Vertical vs horizontal scaling: trade-offs that actually matter
Scale up is fast and simple, scale out is resilient and elastic. The right choice depends on growth shape, failure tolerance, and team maturity.
If traffic jumps, most teams ask one question too late: do we make one box bigger, or add more boxes? Totally fair question—nobody wakes up wanting more distributed systems.
The short version:
- Vertical scaling (scale up): make one machine stronger.
- Horizontal scaling (scale out): add more machines behind a balancer.
Both are valid. The trade-off is not ideology; it is complexity vs ceiling.
Picture this: it is Tuesday night, checkout is fine, but Postgres is pegged at 100% CPU on a single db.r6g.xlarge. Someone bumps the RDS instance class in the console, the graph breathes again, and you buy a week to fix the N+1 in that Spring @Transactional service. That is vertical scaling being the adult in the room—boring, fast, and totally legit.

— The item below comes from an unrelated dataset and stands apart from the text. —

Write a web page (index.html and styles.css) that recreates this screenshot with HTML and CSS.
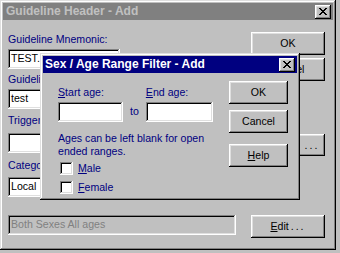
FILE: index.html
```html
<!DOCTYPE html>
<html lang="en">
<head>
    <meta charset="UTF-8">
    <title>Guideline Header - Add</title>
    <link rel="stylesheet" href="styles.css">
</head>
<body>
    <div class="window main-window">
        <div class="titlebar inactive">
            <span class="title">Guideline Header - Add</span>
            <span class="close-btn"><svg width="8" height="7" viewBox="0 0 8 7"><path d="M0 0h2v1H0zM6 0h2v1H6zM1 1h2v1H1zM5 1h2v1H5zM2 2h4v1H2zM3 3h2v1H3zM2 4h4v1H2zM1 5h2v1H1zM5 5h2v1H5zM0 6h2v1H0zM6 6h2v1H6z" fill="#000"/></svg></span>
        </div>
        <div class="main-body">
            <div class="top-section">
                <div class="fields">
                    <div class="label first">Guideline Mnemonic:</div>
                    <div class="textbox mnemonic">TEST.</div>
                    <div class="label">Guideline Description:</div>
                    <div class="textbox description">test</div>
                </div>
                <div class="side-buttons">
                    <div class="btn">OK</div>
                    <div class="btn cancel">Cancel</div>
                </div>
            </div>
            <div class="label trigger-label">Trigger:</div>
            <div class="trigger-row">
                <div class="textbox trigger"></div>
                <div class="btn dots"><span class="spaced">...</span></div>
            </div>
            <div class="label category-label">Category:</div>
            <div class="textbox combo">Local</div>
            <div class="filter-row">
                <div class="textbox disabled">Both Sexes All ages</div>
                <div class="btn"><u>E</u>dit<span class="spaced">...</span></div>
            </div>
        </div>
    </div>

    <!-- Sex / Age filter dialog -->
    <div class="window filter-window">
        <div class="titlebar">
            <span class="title">Sex / Age Range Filter - Add</span>
            <span class="close-btn"><svg width="8" height="7" viewBox="0 0 8 7"><path d="M0 0h2v1H0zM6 0h2v1H6zM1 1h2v1H1zM5 1h2v1H5zM2 2h4v1H2zM3 3h2v1H3zM2 4h4v1H2zM1 5h2v1H1zM5 5h2v1H5zM0 6h2v1H0zM6 6h2v1H6z" fill="#000"/></svg></span>
        </div>
        <div class="filter-body">
            <div class="filter-fields">
                <div class="age-row">
                    <div class="age-group start">
                        <div class="label"><u>S</u>tart age:</div>
                        <div class="textbox age-input"></div>
                    </div>
                    <div class="label to">to</div>
                    <div class="age-group end">
                        <div class="label"><u>E</u>nd age:</div>
                        <div class="textbox age-input"></div>
                    </div>
                </div>
                <div class="label note">Ages can be left blank for open ended ranges.</div>
                <div class="check-row">
                    <span class="checkbox"></span>
                    <span class="label"><u>M</u>ale</span>
                </div>
                <div class="check-row second">
                    <span class="checkbox"></span>
                    <span class="label"><u>F</u>emale</span>
                </div>
            </div>
            <div class="filter-buttons">
                <div class="btn">OK</div>
                <div class="btn cancel">Cancel</div>
                <div class="btn help"><u>H</u>elp</div>
            </div>
        </div>
    </div>
</body>
</html>
```

FILE: styles.css
```css
* {
    box-sizing: border-box;
}

body {
    margin: 0;
    width: 340px;
    height: 253px;
    overflow: hidden;
    position: relative;
    background-color: #c0c0c0;
    font-family: 'Liberation Sans', Arial, sans-serif;
    font-size: 10.6px;
    line-height: 13px;
    color: #000;
}

/* Window frames */
.window {
    position: absolute;
    background-color: #c0c0c0;
    padding: 3px;
    box-shadow: inset -1px -1px #000, inset 1px 1px #dfdfdf, inset -2px -2px #808080, inset 2px 2px #fff;
}

.main-window {
    left: 0;
    top: 0;
    width: 336px;
    height: 250px;
}

.filter-window {
    left: 40px;
    top: 53px;
    width: 260px;
    height: 147px;
}

.titlebar {
    height: 17px;
    display: flex;
    align-items: center;
    justify-content: space-between;
    padding: 0 2px 0 3px;
    background-color: #000080;
    color: #fff;
    font-size: 12px;
    font-weight: bold;
}

.filter-window .titlebar {
    padding-left: 2px;
}

.titlebar.inactive {
    background-color: #808080;
    color: #c0c0c0;
}

.close-btn {
    width: 16px;
    height: 14px;
    display: flex;
    align-items: center;
    justify-content: center;
    background-color: #c0c0c0;
    box-shadow: inset -1px -1px #000, inset 1px 1px #fff, inset -2px -2px #808080, inset 2px 2px #dfdfdf;
}

.close-btn svg {
    display: block;
    shape-rendering: crispEdges;
    margin-left: -1px;
}

/* Common controls */
.label {
    color: #000080;
    white-space: nowrap;
}

.btn {
    height: 23px;
    display: flex;
    align-items: center;
    justify-content: center;
    background-color: #c0c0c0;
    color: #000;
    box-shadow: inset -1px -1px #000, inset 1px 1px #fff, inset -2px -2px #808080, inset 2px 2px #dfdfdf;
}

.spaced {
    letter-spacing: 2px;
    margin-left: 2px;
}

.textbox {
    height: 20px;
    padding: 3px 3px 0;
    background-color: #fff;
    color: #000;
    box-shadow: inset -1px -1px #fff, inset 1px 1px #808080, inset -2px -2px #dfdfdf, inset 2px 2px #000;
}

/* Guideline header body */
.main-body {
    padding: 12px 8px 0 5px;
}

.top-section {
    display: flex;
    justify-content: space-between;
}

.fields {
    padding-top: 1px;
}

.fields .textbox {
    margin-top: 3px;
    margin-bottom: 4px;
}

.mnemonic {
    width: 112px;
}

.description {
    width: 220px;
}

.side-buttons {
    width: 74px;
}

.side-buttons .cancel {
    margin-top: 3px;
}

.trigger-label {
    margin-top: 1px;
}

.trigger-row {
    display: flex;
    gap: 5px;
    margin-top: 6px;
}

.trigger {
    flex: 1;
}

.dots {
    width: 28px;
    height: 22px;
    margin-top: 1px;
}

.category-label {
    margin-top: 3px;
}

.combo {
    width: 150px;
    margin-top: 5px;
}

.filter-row {
    display: flex;
    justify-content: space-between;
    align-items: flex-start;
    margin-top: 18px;
}

.filter-row .btn {
    width: 74px;
}

.disabled {
    width: 228px;
    background-color: #c0c0c0;
    color: #808080;
}

/* Sex / Age filter body */
.filter-body {
    display: flex;
    padding: 8px 9px 0 15px;
}

.filter-fields {
    flex: 1;
    padding-top: 5px;
}

.age-row {
    display: flex;
    align-items: flex-end;
}

.age-group .textbox {
    margin-top: 3px;
}

.start {
    width: 65px;
}

.end {
    width: 67px;
}

.to {
    margin: 0 7px 4px;
}

.note {
    width: 152px;
    margin-top: 10px;
    white-space: normal;
}

.check-row {
    display: flex;
    align-items: center;
    gap: 5px;
    height: 13px;
    margin-top: 4px;
    padding-left: 2px;
}

.check-row.second {
    margin-top: 6px;
}

.checkbox {
    width: 13px;
    height: 13px;
    background-color: #fff;
    box-shadow: inset -1px -1px #fff, inset 1px 1px #808080, inset -2px -2px #dfdfdf, inset 2px 2px #000;
}

.filter-buttons {
    width: 59px;
}

.filter-buttons .cancel {
    margin-top: 6px;
}

.filter-buttons .help {
    margin-top: 11px;
}
```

Vertical vs horizontal scaling
When you eventually scale out, you are rarely just “add three clones.” You are talking replicas, cache, async handoffs, and back pressure—the same playlist we walk in Design for 10× traffic, just at the diagram level:
Design for 10× traffic (map)
Quick intuition
Vertical scaling
- Change instance size (CPU, RAM, disk).
- Almost no code changes at first.
- Operationally simple.
Horizontal scaling
- Add more instances behind load balancing.
- Better resilience and room to grow.
- Requires distributed-system discipline.
If you need relief by tomorrow, vertical is often the fastest first move.
If you need long-term growth plus resilience, horizontal is usually the end state.
Side-by-side comparison
| Aspect | Vertical scaling | Horizontal scaling |
|---|---|---|
| What you do | Make one node stronger | Add more nodes |
| Code changes | Often none | Usually some (stateless design, shared state strategy) |
| Ops complexity | Lower | Higher |
| Cost behavior | Can get expensive near limits | Usually scales more linearly |
| Failure profile | Bigger single-node blast radius | Better fault tolerance |
| Long-term ceiling | Hardware-bound | Higher practical ceiling |
Vertical scaling: where it shines
Use vertical first when:
- you have one hot database that cannot be split yet,
- you need quick capacity without a topology rewrite,
- your bottleneck is obvious and hardware-sensitive.
Why teams like it:
- fast to implement,
- fewer moving parts,
- less coordination overhead.
Where it hurts:
- hard ceiling on one machine,
- single-node risk stays high,
- big machines can have ugly price jumps.
Horizontal scaling: where it wins
Use horizontal when:
- traffic is growing and unpredictable,
- you want better availability under failures,
- the app can run stateless replicas safely.
Why it works:
- capacity grows by adding nodes,
- one instance dying is usually survivable,
- rollouts can be safer with gradual traffic shifts.
Cost of entry:
- distributed tracing, retries, idempotency, and timeouts become mandatory,
- shared state needs design (cache/session/db consistency),
- operational tooling must mature (service discovery, autoscaling, dashboards).
A practical blend most teams use
Real systems rarely pick one forever:
- Start vertical to buy time.
- Fix architecture pressure points (sessions, cache strategy, queue boundaries).
- Move horizontally on the hot paths.
- Keep critical state layers (like primary DB) vertically tuned while replicas scale reads.
The goal is not "microservices everywhere."
The goal is: meet load safely with the least complexity needed right now.
Decision heuristics
Ask these before choosing:
- Can a bigger box realistically cover the next 6-12 months?
- Is this component stateless enough to replicate?
- Is your team ready to operate distributed systems well?
- What is the failure blast radius you can tolerate?
A good rule:
- If vertical buys enough runway cheaply, take it.
- If you keep hitting ceilings or reliability pain, invest in horizontal patterns.
Closing
The trade-off is not "which is cooler."
It is how much complexity you should accept today for the level of scale and resilience you need tomorrow.